When, therefore, the Twain Little Ones, Áhaiyuta and Mátsailema, again bade the people arise to seek the Middle, they divided them into great companies, that they might fare the better (being fewer in numbers together) as well as be the better content with thinking that, thus scattered, they would the sooner find the place they had for so long sought. So, again the Winter people were bidden to go northward, that in their strength they might overcome evils and obstacles and with their bows strung with slackless fiber of the yucca, contend, winning their way with the enemy in cold weather or warm, and in rain and dryness alike. With them, as aforetime, they carried their precious múetone, and with them journeyed Mátsailema and the Warriors of the Knife, they and chosen Priests of the Bow.

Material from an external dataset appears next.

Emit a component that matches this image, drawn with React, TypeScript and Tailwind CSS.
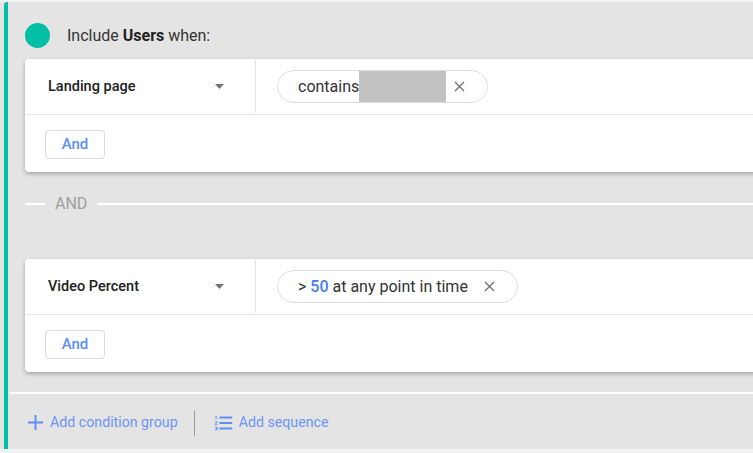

Also, to the southward, as before, journeyed the Seed people and the kinties of Corn and others of the Summer people, they and with them the Black people, wise and possessed of the magic of the under-fire, having dealings also with Kâ´kâ-kwe and with the wonderful Chúa-kwe—a people like themselves, of corn, and called therefore People of Corn grains,—they and their Kâ´kâ, the K‘yámak‘ya-kwe, or Snail Beings of the South (those who waged war with men and their Kâ´kâ in after times), for these reasons they, the Summer people, led the people of Corn and Seed and these alien people.
And as before, the people of the Middle—yea, and those of the Seed and Dew who especially cherished the chúetone and the Maidens of Corn—sought the Middle through the midmost way, led of Áhaiyuta, the elder, and his Priests of the Bow.
THE NORTHWARD EASTERN JOURNEY OF THE WINTER CLANS.
The People of Winter, those led by the ‘Hléeto-kwe, and Mátsailema, fought their way fiercely into the valley of the Snow-water river (Úk‘yawane—Rio Puerco del Poniente), settling first at the mud-issuing springs of that valley (Hékwainaukwin), where their villages may be seen in mounds to this day, and the marks of the rites of their fathers and of their kin-names on the rocks thereabout.
And they became far wanderers toward the north, building towns wheresoever they paused, some high among the cliffs, others in the plains. And how they reached at last the "Sacred City of the Mists Enfolded" (Shípapulima, at the Hot Springs in Colorado), the Middle of the world of Sacred Brotherhoods (Tík‘yaawa Ítiwana), and were taught of Póshaiyaŋk‘ya ere he descended again; and how they returned also, thus building everywhere they tarried, along the River of Great Water-flowing, (Rio Grande del Norte) even back to the mountains of Zuñiland (Shíwina yálawan) and settled finally at the Place of Planting (Tâ´iya or Las Nutrias)—all this and more is told in the speeches they themselves hold of our ancient discourse.
THE SOUTHWARD EASTERN JOURNEY OF THE SUMMER CLANS.
The people of Corn and the Seeds, guided by the Kwínikwakwe, fared for long peacefully, southward along the valley of the River of Red Flowing Waters, building them towns of beauty and greatness, as may be seen to this day, and the marks of their rites also are on the rocks whithersoever they traveled. Far south they fared until they came to the great valley of Shóhkoniman (home, or place of nativity, of the Flute-canes) beneath the Mountain of Flutes (Shóhko yálana—La Sierra Escudilla), whence they turned them eastward.
How they builded thereafter, wheresoever long they remained, not single towns, but for each sept of their kinties a town by itself, and the names of these clan-towns, and the wars they fought contending with the Kâ´kâ, and how finally they reached the Mountain of Space-speaking Markings (Yála Tétsinapa), then turned them back westward and sat them down at last with other people of the way, in the upper valley of Zuñiland (Shíwina Téu‘hlkwaina), building Héshotatsína (The Town of Speech-markings) and many other towns, all of them round and divided into parts, ere they rejoined the people of the Middle, when that they too had come nigh over the heart of the world—all this and much else is told in the speeches they themselves hold of our ancient discourse.